= Lionel Colin Brewill =

Lionel Colin Brewill (1889–1943) ARIBA TD was an architect based in Nottingham.

==Background and personal life==

Lionel Colin Brewill was the son of Arthur William Brewill and Clementine Katherine Thornley. He was educated at Uppingham School, Nottingham School of Art and University College, Nottingham.

He was a member of the Newstead Lodge of Freemasons, and a founder member of the Nottingham and Nottinghamshire United Services Club.
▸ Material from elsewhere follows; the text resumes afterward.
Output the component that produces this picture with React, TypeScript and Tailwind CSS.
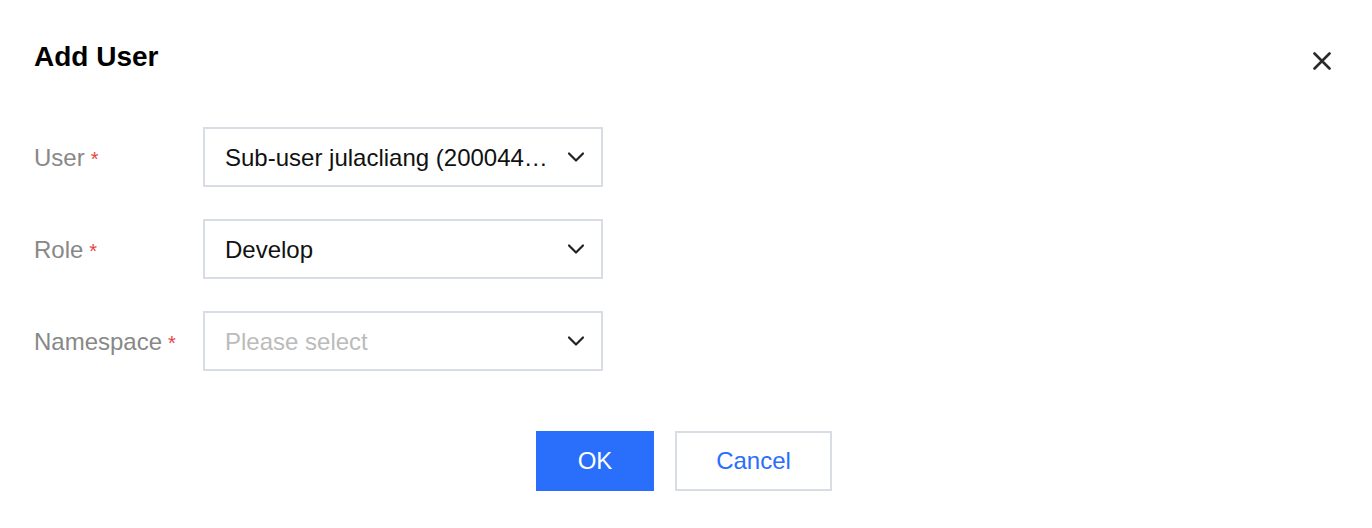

In November 1942, shortly before his death, he married his cousin, Miss Marguerite Kingsley.

==Architectural career==

He was made ARIBA in 1919. He worked in partnership with his father Arthur William Brewill until 1923 and then continued the practice alone.

==Military career==

He joined the 7th Battalion Sherwood Foresters (Robin Hoods), in 1909 as Second Lieutenant. Serving with the battalion in the First World War he was wounded at Hooge in July, 1916, but returned to active service the following year and commanded D Company at Lens.

In 1919 the battalion was re-formed. He rejoined, served as company commander until 1927 when he was appointed Major. In 1929 he was promoted to Lieutenant-Colonel.

Later, when Colonel W.R. Rook retired, took over the command and retained it until 1934.